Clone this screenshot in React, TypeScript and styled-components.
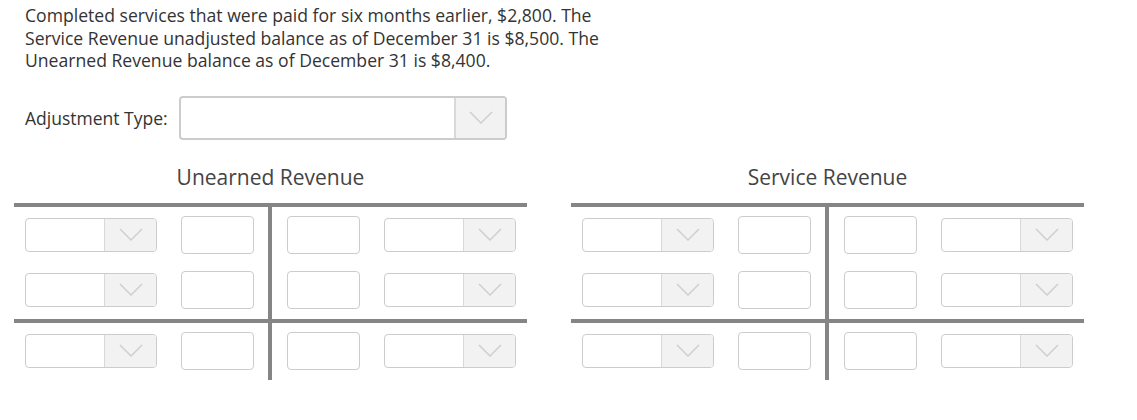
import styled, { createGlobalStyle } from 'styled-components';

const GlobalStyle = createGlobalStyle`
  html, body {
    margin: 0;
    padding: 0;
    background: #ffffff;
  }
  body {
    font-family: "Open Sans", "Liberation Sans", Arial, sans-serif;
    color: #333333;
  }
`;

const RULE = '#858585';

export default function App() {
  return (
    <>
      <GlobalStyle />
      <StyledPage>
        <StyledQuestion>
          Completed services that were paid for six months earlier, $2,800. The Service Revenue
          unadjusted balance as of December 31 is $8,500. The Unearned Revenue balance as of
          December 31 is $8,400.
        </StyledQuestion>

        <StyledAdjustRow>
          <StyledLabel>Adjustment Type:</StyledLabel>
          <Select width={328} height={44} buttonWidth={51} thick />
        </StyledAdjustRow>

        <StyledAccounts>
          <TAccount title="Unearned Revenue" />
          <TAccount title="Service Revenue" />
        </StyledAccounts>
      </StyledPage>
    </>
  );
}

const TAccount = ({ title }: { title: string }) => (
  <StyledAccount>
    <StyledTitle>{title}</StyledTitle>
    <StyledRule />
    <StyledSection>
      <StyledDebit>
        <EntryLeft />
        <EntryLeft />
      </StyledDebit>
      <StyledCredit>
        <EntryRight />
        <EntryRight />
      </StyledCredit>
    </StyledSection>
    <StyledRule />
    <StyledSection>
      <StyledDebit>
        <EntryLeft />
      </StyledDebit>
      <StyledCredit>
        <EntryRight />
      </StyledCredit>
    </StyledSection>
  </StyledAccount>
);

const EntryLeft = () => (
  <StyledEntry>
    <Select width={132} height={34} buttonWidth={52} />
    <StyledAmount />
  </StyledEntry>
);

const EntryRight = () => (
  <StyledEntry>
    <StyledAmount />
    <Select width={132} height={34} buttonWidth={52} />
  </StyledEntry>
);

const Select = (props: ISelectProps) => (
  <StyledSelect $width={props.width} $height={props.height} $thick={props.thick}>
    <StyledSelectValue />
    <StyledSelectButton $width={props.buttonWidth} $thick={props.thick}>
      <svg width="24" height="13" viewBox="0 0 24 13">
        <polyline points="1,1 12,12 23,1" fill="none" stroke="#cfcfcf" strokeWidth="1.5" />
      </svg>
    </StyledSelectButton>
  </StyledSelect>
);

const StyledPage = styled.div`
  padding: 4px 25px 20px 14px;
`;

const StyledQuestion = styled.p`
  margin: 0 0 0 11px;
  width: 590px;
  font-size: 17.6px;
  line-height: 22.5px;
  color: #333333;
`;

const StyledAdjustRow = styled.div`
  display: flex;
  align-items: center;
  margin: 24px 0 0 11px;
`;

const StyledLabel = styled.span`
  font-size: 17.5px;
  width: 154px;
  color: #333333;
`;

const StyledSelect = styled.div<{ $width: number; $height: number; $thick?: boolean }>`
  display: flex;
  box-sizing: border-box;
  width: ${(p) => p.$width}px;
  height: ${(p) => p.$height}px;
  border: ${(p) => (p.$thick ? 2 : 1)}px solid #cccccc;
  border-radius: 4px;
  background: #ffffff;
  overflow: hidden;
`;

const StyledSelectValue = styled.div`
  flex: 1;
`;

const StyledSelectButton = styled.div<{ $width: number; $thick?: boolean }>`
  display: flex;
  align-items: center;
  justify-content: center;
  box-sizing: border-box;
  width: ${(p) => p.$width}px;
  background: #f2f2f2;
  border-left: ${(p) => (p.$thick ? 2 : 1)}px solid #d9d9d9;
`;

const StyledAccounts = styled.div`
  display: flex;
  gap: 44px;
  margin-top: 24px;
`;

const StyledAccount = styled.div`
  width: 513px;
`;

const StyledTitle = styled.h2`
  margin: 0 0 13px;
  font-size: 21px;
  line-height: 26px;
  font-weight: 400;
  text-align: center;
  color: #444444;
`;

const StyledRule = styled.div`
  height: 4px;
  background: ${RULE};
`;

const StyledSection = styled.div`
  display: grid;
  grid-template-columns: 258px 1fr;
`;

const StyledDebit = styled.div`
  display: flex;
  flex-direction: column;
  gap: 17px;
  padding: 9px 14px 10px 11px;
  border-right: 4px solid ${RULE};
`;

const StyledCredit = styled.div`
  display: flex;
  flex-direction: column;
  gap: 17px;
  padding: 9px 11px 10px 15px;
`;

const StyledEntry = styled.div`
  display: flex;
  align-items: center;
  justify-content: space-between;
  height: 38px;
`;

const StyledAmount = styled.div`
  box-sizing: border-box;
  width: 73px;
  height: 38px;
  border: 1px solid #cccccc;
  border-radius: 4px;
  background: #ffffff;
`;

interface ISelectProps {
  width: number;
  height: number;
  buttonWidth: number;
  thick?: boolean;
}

+-------+

**Exercise instructions**
Return the whole listing, word for word, and leave out every picture.

**Written solution**
Clone this screenshot in React, TypeScript and styled-components.
import styled, { createGlobalStyle } from 'styled-components';

const GlobalStyle = createGlobalStyle`
  html, body {
    margin: 0;
    padding: 0;
    background: #ffffff;
  }
  body {
    font-family: "Open Sans", "Liberation Sans", Arial, sans-serif;
    color: #333333;
  }
`;

const RULE = '#858585';

export default function App() {
  return (
    <>
      <GlobalStyle />
      <StyledPage>
        <StyledQuestion>
          Completed services that were paid for six months earlier, $2,800. The Service Revenue
          unadjusted balance as of December 31 is $8,500. The Unearned Revenue balance as of
          December 31 is $8,400.
        </StyledQuestion>

        <StyledAdjustRow>
          <StyledLabel>Adjustment Type:</StyledLabel>
          <Select width={328} height={44} buttonWidth={51} thick />
        </StyledAdjustRow>

        <StyledAccounts>
          <TAccount title="Unearned Revenue" />
          <TAccount title="Service Revenue" />
        </StyledAccounts>
      </StyledPage>
    </>
  );
}

const TAccount = ({ title }: { title: string }) => (
  <StyledAccount>
    <StyledTitle>{title}</StyledTitle>
    <StyledRule />
    <StyledSection>
      <StyledDebit>
        <EntryLeft />
        <EntryLeft />
      </StyledDebit>
      <StyledCredit>
        <EntryRight />
        <EntryRight />
      </StyledCredit>
    </StyledSection>
    <StyledRule />
    <StyledSection>
      <StyledDebit>
        <EntryLeft />
      </StyledDebit>
      <StyledCredit>
        <EntryRight />
      </StyledCredit>
    </StyledSection>
  </StyledAccount>
);

const EntryLeft = () => (
  <StyledEntry>
    <Select width={132} height={34} buttonWidth={52} />
    <StyledAmount />
  </StyledEntry>
);

const EntryRight = () => (
  <StyledEntry>
    <StyledAmount />
    <Select width={132} height={34} buttonWidth={52} />
  </StyledEntry>
);

const Select = (props: ISelectProps) => (
  <StyledSelect $width={props.width} $height={props.height} $thick={props.thick}>
    <StyledSelectValue />
    <StyledSelectButton $width={props.buttonWidth} $thick={props.thick}>
      <svg width="24" height="13" viewBox="0 0 24 13">
        <polyline points="1,1 12,12 23,1" fill="none" stroke="#cfcfcf" strokeWidth="1.5" />
      </svg>
    </StyledSelectButton>
  </StyledSelect>
);

const StyledPage = styled.div`
  padding: 4px 25px 20px 14px;
`;

const StyledQuestion = styled.p`
  margin: 0 0 0 11px;
  width: 590px;
  font-size: 17.6px;
  line-height: 22.5px;
  color: #333333;
`;

const StyledAdjustRow = styled.div`
  display: flex;
  align-items: center;
  margin: 24px 0 0 11px;
`;

const StyledLabel = styled.span`
  font-size: 17.5px;
  width: 154px;
  color: #333333;
`;

const StyledSelect = styled.div<{ $width: number; $height: number; $thick?: boolean }>`
  display: flex;
  box-sizing: border-box;
  width: ${(p) => p.$width}px;
  height: ${(p) => p.$height}px;
  border: ${(p) => (p.$thick ? 2 : 1)}px solid #cccccc;
  border-radius: 4px;
  background: #ffffff;
  overflow: hidden;
`;

const StyledSelectValue = styled.div`
  flex: 1;
`;

const StyledSelectButton = styled.div<{ $width: number; $thick?: boolean }>`
  display: flex;
  align-items: center;
  justify-content: center;
  box-sizing: border-box;
  width: ${(p) => p.$width}px;
  background: #f2f2f2;
  border-left: ${(p) => (p.$thick ? 2 : 1)}px solid #d9d9d9;
`;

const StyledAccounts = styled.div`
  display: flex;
  gap: 44px;
  margin-top: 24px;
`;

const StyledAccount = styled.div`
  width: 513px;
`;

const StyledTitle = styled.h2`
  margin: 0 0 13px;
  font-size: 21px;
  line-height: 26px;
  font-weight: 400;
  text-align: center;
  color: #444444;
`;

const StyledRule = styled.div`
  height: 4px;
  background: ${RULE};
`;

const StyledSection = styled.div`
  display: grid;
  grid-template-columns: 258px 1fr;
`;

const StyledDebit = styled.div`
  display: flex;
  flex-direction: column;
  gap: 17px;
  padding: 9px 14px 10px 11px;
  border-right: 4px solid ${RULE};
`;

const StyledCredit = styled.div`
  display: flex;
  flex-direction: column;
  gap: 17px;
  padding: 9px 11px 10px 15px;
`;

const StyledEntry = styled.div`
  display: flex;
  align-items: center;
  justify-content: space-between;
  height: 38px;
`;

const StyledAmount = styled.div`
  box-sizing: border-box;
  width: 73px;
  height: 38px;
  border: 1px solid #cccccc;
  border-radius: 4px;
  background: #ffffff;
`;

interface ISelectProps {
  width: number;
  height: number;
  buttonWidth: number;
  thick?: boolean;
}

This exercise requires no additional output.